To add to that, other traditional sources of revenue have almost died away. “The animation tax credits are a huge advantage,” says Michael Rose of Gruffalo producer Magic Light Pictures. “But on the other side of the equation, we’re seeing continually declining DVD revenues and no real substitute income for them. Digital downloads are helping a bit but that’s a big issue for the industry. In the half hour specials we do we still have the advantage of a gifting market, but there’s still quite a heavy year on year decline.” And although “it’s a relief that suddenly you’re getting new players like Netflix, Amazon and Hulu in to the market,” says Billy Macqueen, it’s far from being a replacement yet.
Kids producers are increasingly scrabbling around for smaller pots of money. “You have to look for every little piece of financing that is possible,” says Kindle’s Anne Brogan. “If you’re shooting in the UK there are regional incentives or you look to shoot elsewhere where there is a tax or cash incentive. We’ve shot in South Africa and we’re currently looking at shooting in Malaysia, India, South Africa again – partly for the sunshine but mainly for the money.”

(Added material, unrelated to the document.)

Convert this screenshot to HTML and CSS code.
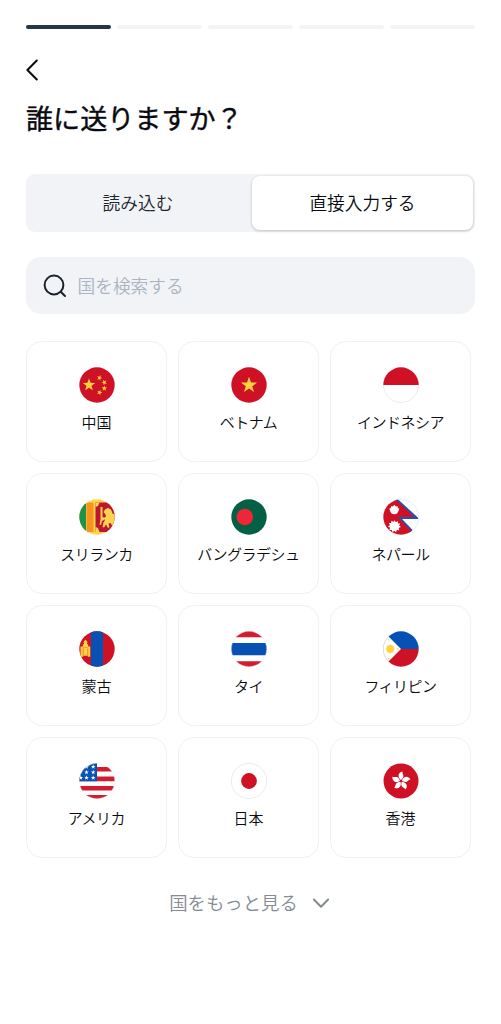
FILE: index.html
```html
<!DOCTYPE html>
<html lang="ja">
<head>
<meta charset="utf-8">
<meta name="viewport" content="width=device-width">
<title>誰に送りますか？</title>
<link rel="stylesheet" href="styles.css">
</head>
<body>
<svg class="defs" aria-hidden="true">
  <defs>
    <clipPath id="round"><circle cx="18" cy="18" r="17.7"/></clipPath>
    <path id="star" d="M0-1 .235-.324.951-.309.38.124.588.809 0 .4-.588.809-.38.124-.951-.309-.235-.324Z"/>
  </defs>
</svg>
<main class="screen">
  <div class="progress"><span class="step done"></span><span class="step"></span><span class="step"></span><span class="step"></span><span class="step"></span></div>
  <button class="back" aria-label="戻る"><svg width="14" height="22" viewBox="0 0 14 22"><path d="M10.800 1.500 1.400 11l9.400 9.500"/></svg></button>
  <h1 class="title">誰に送りますか？</h1>
  <div class="tabs"><button class="tab">読み込む</button><button class="tab active">直接入力する</button></div>
  <div class="search">
    <svg width="24" height="24" viewBox="0 0 24 24"><circle cx="11" cy="11" r="9.400"/><path d="m17.700 17.700 4.300 4.300"/></svg>
    <span>国を検索する</span>
  </div>
  <div class="grid">
    <button class="card">
      <svg class="flag" viewBox="0 0 36 36"><g clip-path="url(#round)"><path fill="#cf1126" d="M0 0h36v36H0z"/><g fill="#ffd23f"><use href="#star" transform="translate(10 18) scale(6.600)"/><use href="#star" transform="translate(20.500 10.800) rotate(20) scale(2.900)"/><use href="#star" transform="translate(25.300 15.400) rotate(45) scale(2.900)"/><use href="#star" transform="translate(25.300 21.300) scale(2.900)"/><use href="#star" transform="translate(20.500 25.500) rotate(20) scale(2.900)"/></g></g></svg>
      <span>中国</span>
    </button>
    <button class="card">
      <svg class="flag" viewBox="0 0 36 36"><g clip-path="url(#round)"><path fill="#cf1126" d="M0 0h36v36H0z"/><use href="#star" fill="#ffd23f" transform="translate(18 18.200) scale(8.500)"/></g></svg>
      <span class="kana">ベトナム</span>
    </button>
    <button class="card">
      <svg class="flag" viewBox="0 0 36 36"><g clip-path="url(#round)"><path fill="#fff" d="M0 0h36v36H0z"/><path fill="#cf1126" d="M0 0h36v18H0z"/></g><path class="rim" d="M.5 18a17.500 17.500 0 0 0 35 0"/></svg>
      <span class="kana">インドネシア</span>
    </button>
    <button class="card">
      <svg class="flag" viewBox="0 0 36 36"><g clip-path="url(#round)"><path fill="#ffd34f" d="M0 0h36v36H0z"/><path fill="#1c9448" d="M0 0h7v36H0z"/><path fill="#f7941d" d="M7.500 3.500h7V33h-7z"/><path fill="#bb1730" d="M16.500 3.500H36V33H16.500z"/><g fill="#ffd34f"><path d="M16.500 3.500h4l-1.500 3.500-2.500 1zM16.500 33h4l-1.500-4-2.500-1z"/><path d="M21.500 8h2v10l1.500.5V21l-2 1-1 4-1.500-.5 1-5z"/><path d="m24.500 13 1.500-2.500 3-1.500 3 1.500 1.500 4 2.500 1V28h-2l-2.500-4-2 .5 1 3.500-1.500 1-2-3.500-2 3-1.500-.5 1-4.500 1.500-2.500-2-1.500 3-2-.5-2z"/></g></g></svg>
      <span class="kana">スリランカ</span>
    </button>
    <button class="card">
      <svg class="flag" viewBox="0 0 36 36"><g clip-path="url(#round)"><path fill="#046045" d="M0 0h36v36H0z"/><circle cx="13.800" cy="18" r="8.300" fill="#ee2638"/></g></svg>
      <span class="kana">バングラデシュ</span>
    </button>
    <button class="card">
      <svg class="flag" viewBox="0 0 36 36"><g clip-path="url(#round)"><path fill="#fff" d="M0 0h36v36H0z"/><path fill="#cf1126" stroke="#2450b4" stroke-width="1.800" d="M-3-15 34 19H17L35 38H-3z"/><g fill="#fff"><circle cx="11.300" cy="11.300" r="3.900"/><path d="m6.300 9.500 1.500-.2.200-2 1.800.3 1.500-1.800 1.500 1.800 1.800-.3.200 2 1.500.2-1 3H7.300z"/><circle cx="11.500" cy="26.800" r="4"/><path d="m11.500 21.300 1.200 2 2-1.300.2 2.400 2.300.1-1.100 2.100 1.800 1.400-2.200 1 .5 2.300-2.400-.2-.8 2.200-1.700-1.600-1.900 1.500-.7-2.300-2.400.1.800-2.300-2.100-1.100 1.900-1.400-1-2.100 2.300-.1.300-2.300 2 1.200z"/></g></g><path class="rim" d="M16.500.5A17.500 17.500 0 0 1 35.500 18M35.500 19a17.500 17.500 0 0 1-6.500 13"/></svg>
      <span class="kana">ネパール</span>
    </button>
    <button class="card">
      <svg class="flag" viewBox="0 0 36 36"><g clip-path="url(#round)"><path fill="#cf1126" d="M0 0h36v36H0z"/><path fill="#0751b5" d="M12 0h12v36H12z"/><path fill="#ffd23f" d="M1.500 15.500h2.700v1h4.600v-1h2.400v10.300H8.800v-1H4.200v1H1.500zM3.800 13.200h5.400v3H3.800zM6.500 8.500l2 2.400-.7 2.500H5.200l-.7-2.500z"/><path stroke="#cf1126" stroke-width=".4" d="M4.200 17.500v7M8.800 17.500v7"/></g></svg>
      <span>蒙古</span>
    </button>
    <button class="card">
      <svg class="flag" viewBox="0 0 36 36"><g clip-path="url(#round)"><path fill="#fff" d="M0 0h36v36H0z"/><path fill="#d51c2d" d="M0 0h36v6.300H0zM0 30.300h36V36H0z"/><path fill="#0751b5" d="M0 12h36v12.300H0z"/></g><circle class="rim" cx="18" cy="18" r="17.600" stroke-opacity=".4"/></svg>
      <span class="kana">タイ</span>
    </button>
    <button class="card">
      <svg class="flag" viewBox="0 0 36 36"><g clip-path="url(#round)"><path fill="#0751b5" d="M0 0h36v18H0z"/><path fill="#cf1126" d="M0 18h36v18H0z"/><path fill="#fff" d="m-6-6 24 24L-6 42z"/><circle cx="7.200" cy="18" r="3.900" fill="#ffd23f"/><path stroke="#ffd23f" stroke-width="1" d="M7.200 13.500v9M2.700 18h9M4 14.800l6.400 6.400M10.400 14.800 4 21.200"/><g fill="#ffd23f"><use href="#star" transform="translate(5.800 8.700) scale(1.400)"/><use href="#star" transform="translate(14.800 18) scale(1.400)"/><use href="#star" transform="translate(5.800 27.800) scale(1.400)"/></g></g><path class="rim" d="M5.500 5.500a17.600 17.600 0 0 0 0 25"/></svg>
      <span class="kana">フィリピン</span>
    </button>
    <button class="card">
      <svg class="flag" viewBox="0 0 36 36"><g clip-path="url(#round)"><path fill="#fff" d="M0 0h36v36H0z"/><path fill="#d51c2d" d="M0 4h36v4.500H0zM0 13.500h36v4.800H0zM0 23h36v4.500H0zM0 32h36v4H0z"/><path fill="#0751b5" d="M0 0h18v18.300H0z"/><g fill="#fff"><use href="#star" transform="translate(14.200 3.700) scale(2.400)"/><use href="#star" transform="translate(7.500 3.700) scale(2.400)"/><use href="#star" transform="translate(7.500 9.200) scale(2.400)"/><use href="#star" transform="translate(14.200 9.200) scale(2.400)"/><use href="#star" transform="translate(1.800 14.700) scale(2.400)"/><use href="#star" transform="translate(7.500 14.700) scale(2.400)"/><use href="#star" transform="translate(14.200 14.700) scale(2.400)"/></g></g><circle class="rim" cx="18" cy="18" r="17.600" stroke-opacity=".4"/></svg>
      <span class="kana">アメリカ</span>
    </button>
    <button class="card">
      <svg class="flag" viewBox="0 0 36 36"><circle cx="18" cy="18" r="17.600" fill="#fff"/><circle cx="18" cy="18" r="7.900" fill="#cf1126"/><circle class="rim" cx="18" cy="18" r="17.600"/></svg>
      <span>日本</span>
    </button>
    <button class="card">
      <svg class="flag" viewBox="0 0 36 36"><circle cx="18" cy="18" r="17.500" fill="#cf1126"/><defs><path id="petal" d="M17.800 17C14.200 14 15 9.500 19.500 8.500c-.6 1.800 1.200 3 .9 5-.2 1.600-1.300 2.500-2.600 3.500z"/></defs><g fill="#fff"><use href="#petal"/><use href="#petal" transform="rotate(72 18 18)"/><use href="#petal" transform="rotate(144 18 18)"/><use href="#petal" transform="rotate(216 18 18)"/><use href="#petal" transform="rotate(288 18 18)"/></g></svg>
      <span>香港</span>
    </button>
  </div>
  <button class="more"><span>国をもっと見る</span><svg width="18" height="14" viewBox="0 0 18 14"><path d="m1.900 4.500 7.100 7.300 7.100-7.300"/></svg></button>
</main>
</body>
</html>
```
FILE: styles.css
```css
* { box-sizing: border-box; }
body {
  margin: 0;
  background: #fff;
  color: #090b10;
  font-family: "Noto Sans CJK JP", sans-serif;
}
button {
  margin: 0;
  padding: 0;
  border: 0;
  background: none;
  color: inherit;
  font: inherit;
}
svg { display: block; flex: none; }
.defs { position: absolute; width: 0; height: 0; }
.screen {
  display: flex;
  flex-direction: column;
  width: 501px;
  min-height: 1024px;
  padding: 24.500px 26px 0;
}
.progress { display: grid; grid-template-columns: repeat(5, 1fr); gap: 5.500px; }
.step { height: 4px; border-radius: 2px; background: #f2f4f5; }
.done { background: #283542; }
.back { align-self: flex-start; margin-top: 30.500px; }
.back path, .search path, .search circle, .more path {
  fill: none;
  stroke: currentColor;
  stroke-width: 2;
  stroke-linecap: round;
  stroke-linejoin: round;
}
.title {
  margin: 17px 0 0;
  font-size: 27.100px;
  line-height: 40px;
  font-weight: 400;
  -webkit-text-stroke: .4px currentColor;
}
.tabs {
  display: grid;
  grid-template-columns: 1fr 221px;
  gap: 4px;
  height: 58px;
  margin-top: 36px;
  padding: 2px;
  border-radius: 9px;
  background: #f1f3f6;
}
.tab {
  padding-bottom: 3px;
  border-radius: 8px;
  color: #20242b;
  font-size: 17.700px;
  font-weight: 350;
}
.active { background: #fff; color: #090b10; box-shadow: 0 1px 3px rgba(30, 35, 45, .25); }
.search {
  display: flex;
  align-items: center;
  gap: 10.500px;
  height: 57px;
  margin-top: 25px;
  padding: 0 17px;
  border-radius: 15px;
  background: #f1f3f6;
  color: #1b222b;
}
.search span { padding-bottom: 2px; color: #acb3c1; font-size: 17.700px; font-weight: 350; }
.grid {
  display: grid;
  grid-template-columns: repeat(3, 141px);
  grid-auto-rows: 121px;
  gap: 11px;
  margin-top: 27px;
}
.card {
  display: flex;
  flex-direction: column;
  align-items: center;
  padding-top: 25px;
  border: 1px solid #f0f1f3;
  border-radius: 16px;
}
.flag { width: 36px; height: 36px; }
.rim { fill: none; stroke: #e4e6eb; stroke-width: .8; }
.card span { margin-top: 8px; font-size: 15px; line-height: 22px; font-weight: 350; }
.card .kana { letter-spacing: -.5px; }
.more {
  display: flex;
  align-self: center;
  align-items: center;
  gap: 14px;
  margin: 30px 2px 0 0;
  color: #838b95;
  font-size: 18.400px;
  line-height: 28px;
  font-weight: 350;
}
```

More and more time and money is spent finding financing rather than dreaming up new IP. And while you’re finding financing, time is ticking away. Pre animation tax break, Sixteen South’s Driftwood Bay had orders from broadcasters, but had yet to plug the finance gap. The date those broadcasters wanted the show was fixed and “the longer it took us to finance it, the less time we had to make it,” says Sixteen South’s Williams. “The sooner you can get into production the more effective you can be with your budget.”
But the main argument for the live action kids TV tax break is one of competition. With other countries offering so many benefits, the UK production market will only last so long if it can’t match them. “Everybody else is bringing 20, 30, 40, 50, 80 per cent of the budget,” says Macqueen. “We’ve got away with it for a few years with our outstanding creative, but we’ve spent a decade saying ‘our creative is so amazing you can’t do without it’” but if it continues, they undoubtedly will find a way.